“Finnegans Wake” Jamesa Joyce’a określa się najtrudniejszą i najbardziej tajemniczą książką w historii literatury. Badacze z polskiego Instytutu Fizyki Jądrowej PAN w Krakowie (IFJ PAN) niedawno wykazali, wykorzystując między innymi statystyczne analizy długości zdań, że budowa powieści Joyce’a opiera się na strukturze multifraktalnej, w której jednostką podstawową jest fraktal – samopodobny matematyczny obiekt, w którym każdy jego fragment, w momencie jego powiększenia, zyskuje strukturę przypominającą obiekt wyjściowy. Oprócz skomplikowanej budowy “Finnegans Wake” cechuje się także wykorzystaniem 60 różnych języków, tworząc tym samym “książkę nie do przeczytania”. Joyce uważał jednak, że jego dzieło może zrozumieć każdy, kto poprawnie i głośno je odczyta. “Finnegans Wake” nie jest zatem tylko książką do czytania, ale (może i głównie) do słuchania.
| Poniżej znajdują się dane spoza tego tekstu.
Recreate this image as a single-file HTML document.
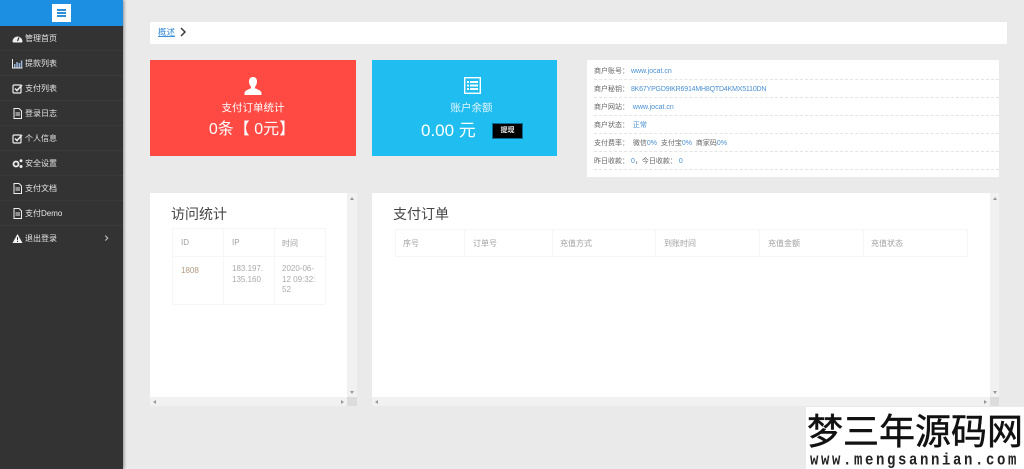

Waywords and Meansigns: Recreating Finnegans Wake” jest to niesamowity projekt, polegający na wydaniu całej powieści Joyce’a w formie utworów muzycznych. Grupa badaczy, tłumaczy (między innymi Krzysztof Bartnicki, autor polskiego przekładu “Finnegans Wake”) i artystów wspólnie przygotowała 35-godzinny audiobook, składający sie z 17 utworów odpowiadających kolejno 17 rozdziałom. Multistrukturalność “Finnegans Wake” znajduje swoje odzwierciedlenie w odmiennych muzycznie kawałkach, zrealizowanych przez różnych wykonawców: od amatorów po producentów muzycznych. W jaki sposób utwór muzyczny współgra z danym fragmentem powieści? Kolejny ciekawy temat badań dla humanistów, a dokładnie komparatystów mediów.